## [Written exercise]
All of the material below is to be restated word for word, apart from the pictures.

## [Information supplied]
=-=-=

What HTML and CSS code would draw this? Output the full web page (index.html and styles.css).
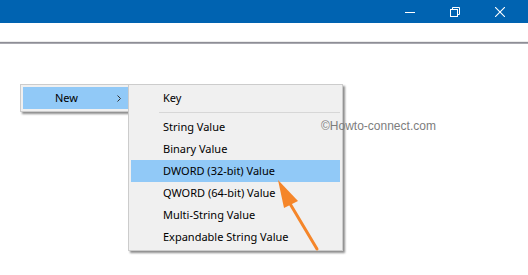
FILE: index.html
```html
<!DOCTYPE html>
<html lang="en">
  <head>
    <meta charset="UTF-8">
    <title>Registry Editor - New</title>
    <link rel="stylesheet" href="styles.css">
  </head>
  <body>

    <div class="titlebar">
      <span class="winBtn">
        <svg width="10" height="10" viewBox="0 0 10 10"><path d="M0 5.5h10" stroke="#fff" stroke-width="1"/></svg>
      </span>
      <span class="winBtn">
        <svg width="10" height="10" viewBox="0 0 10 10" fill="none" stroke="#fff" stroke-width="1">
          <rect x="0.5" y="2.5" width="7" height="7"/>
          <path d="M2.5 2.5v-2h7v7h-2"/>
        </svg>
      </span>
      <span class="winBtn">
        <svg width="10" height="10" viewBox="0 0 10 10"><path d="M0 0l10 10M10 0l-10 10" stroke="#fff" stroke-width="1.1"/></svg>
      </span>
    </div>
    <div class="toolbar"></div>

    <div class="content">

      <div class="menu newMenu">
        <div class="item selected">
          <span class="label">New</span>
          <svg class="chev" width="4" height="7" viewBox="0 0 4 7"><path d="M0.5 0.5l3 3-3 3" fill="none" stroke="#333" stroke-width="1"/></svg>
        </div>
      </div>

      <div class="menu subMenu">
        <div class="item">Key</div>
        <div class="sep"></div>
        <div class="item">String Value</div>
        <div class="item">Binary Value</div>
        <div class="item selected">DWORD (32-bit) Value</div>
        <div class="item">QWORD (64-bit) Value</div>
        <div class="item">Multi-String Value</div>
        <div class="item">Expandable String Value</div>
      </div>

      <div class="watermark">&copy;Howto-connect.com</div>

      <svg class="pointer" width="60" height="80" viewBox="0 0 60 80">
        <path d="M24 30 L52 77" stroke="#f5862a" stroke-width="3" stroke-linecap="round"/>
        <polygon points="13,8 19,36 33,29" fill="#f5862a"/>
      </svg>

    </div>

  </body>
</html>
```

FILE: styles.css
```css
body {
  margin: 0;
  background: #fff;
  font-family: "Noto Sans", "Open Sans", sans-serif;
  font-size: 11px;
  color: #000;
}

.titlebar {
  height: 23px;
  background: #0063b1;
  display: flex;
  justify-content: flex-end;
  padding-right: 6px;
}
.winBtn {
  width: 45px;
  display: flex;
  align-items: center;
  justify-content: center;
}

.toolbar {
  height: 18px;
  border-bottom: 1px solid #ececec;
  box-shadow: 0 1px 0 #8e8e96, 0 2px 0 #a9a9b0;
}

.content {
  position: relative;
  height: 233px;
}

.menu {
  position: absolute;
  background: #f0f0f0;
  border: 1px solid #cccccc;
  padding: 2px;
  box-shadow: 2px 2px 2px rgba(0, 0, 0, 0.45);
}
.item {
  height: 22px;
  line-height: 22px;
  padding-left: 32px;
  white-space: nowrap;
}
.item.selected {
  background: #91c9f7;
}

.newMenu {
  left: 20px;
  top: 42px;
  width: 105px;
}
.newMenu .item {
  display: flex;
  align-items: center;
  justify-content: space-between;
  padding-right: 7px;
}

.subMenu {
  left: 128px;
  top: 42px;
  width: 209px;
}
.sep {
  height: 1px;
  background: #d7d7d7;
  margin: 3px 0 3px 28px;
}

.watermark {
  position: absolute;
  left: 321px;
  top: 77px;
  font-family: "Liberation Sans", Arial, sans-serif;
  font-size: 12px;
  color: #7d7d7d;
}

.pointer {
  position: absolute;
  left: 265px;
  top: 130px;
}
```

=-=-=

## [Solved problem]
What HTML and CSS code would draw this? Output the full web page (index.html and styles.css).
FILE: index.html
```html
<!DOCTYPE html>
<html lang="en">
  <head>
    <meta charset="UTF-8">
    <title>Registry Editor - New</title>
    <link rel="stylesheet" href="styles.css">
  </head>
  <body>

    <div class="titlebar">
      <span class="winBtn">
        <svg width="10" height="10" viewBox="0 0 10 10"><path d="M0 5.5h10" stroke="#fff" stroke-width="1"/></svg>
      </span>
      <span class="winBtn">
        <svg width="10" height="10" viewBox="0 0 10 10" fill="none" stroke="#fff" stroke-width="1">
          <rect x="0.5" y="2.5" width="7" height="7"/>
          <path d="M2.5 2.5v-2h7v7h-2"/>
        </svg>
      </span>
      <span class="winBtn">
        <svg width="10" height="10" viewBox="0 0 10 10"><path d="M0 0l10 10M10 0l-10 10" stroke="#fff" stroke-width="1.1"/></svg>
      </span>
    </div>
    <div class="toolbar"></div>

    <div class="content">

      <div class="menu newMenu">
        <div class="item selected">
          <span class="label">New</span>
          <svg class="chev" width="4" height="7" viewBox="0 0 4 7"><path d="M0.5 0.5l3 3-3 3" fill="none" stroke="#333" stroke-width="1"/></svg>
        </div>
      </div>

      <div class="menu subMenu">
        <div class="item">Key</div>
        <div class="sep"></div>
        <div class="item">String Value</div>
        <div class="item">Binary Value</div>
        <div class="item selected">DWORD (32-bit) Value</div>
        <div class="item">QWORD (64-bit) Value</div>
        <div class="item">Multi-String Value</div>
        <div class="item">Expandable String Value</div>
      </div>

      <div class="watermark">&copy;Howto-connect.com</div>

      <svg class="pointer" width="60" height="80" viewBox="0 0 60 80">
        <path d="M24 30 L52 77" stroke="#f5862a" stroke-width="3" stroke-linecap="round"/>
        <polygon points="13,8 19,36 33,29" fill="#f5862a"/>
      </svg>

    </div>

  </body>
</html>
```

FILE: styles.css
```css
body {
  margin: 0;
  background: #fff;
  font-family: "Noto Sans", "Open Sans", sans-serif;
  font-size: 11px;
  color: #000;
}

.titlebar {
  height: 23px;
  background: #0063b1;
  display: flex;
  justify-content: flex-end;
  padding-right: 6px;
}
.winBtn {
  width: 45px;
  display: flex;
  align-items: center;
  justify-content: center;
}

.toolbar {
  height: 18px;
  border-bottom: 1px solid #ececec;
  box-shadow: 0 1px 0 #8e8e96, 0 2px 0 #a9a9b0;
}

.content {
  position: relative;
  height: 233px;
}

.menu {
  position: absolute;
  background: #f0f0f0;
  border: 1px solid #cccccc;
  padding: 2px;
  box-shadow: 2px 2px 2px rgba(0, 0, 0, 0.45);
}
.item {
  height: 22px;
  line-height: 22px;
  padding-left: 32px;
  white-space: nowrap;
}
.item.selected {
  background: #91c9f7;
}

.newMenu {
  left: 20px;
  top: 42px;
  width: 105px;
}
.newMenu .item {
  display: flex;
  align-items: center;
  justify-content: space-between;
  padding-right: 7px;
}

.subMenu {
  left: 128px;
  top: 42px;
  width: 209px;
}
.sep {
  height: 1px;
  background: #d7d7d7;
  margin: 3px 0 3px 28px;
}

.watermark {
  position: absolute;
  left: 321px;
  top: 77px;
  font-family: "Liberation Sans", Arial, sans-serif;
  font-size: 12px;
  color: #7d7d7d;
}

.pointer {
  position: absolute;
  left: 265px;
  top: 130px;
}
```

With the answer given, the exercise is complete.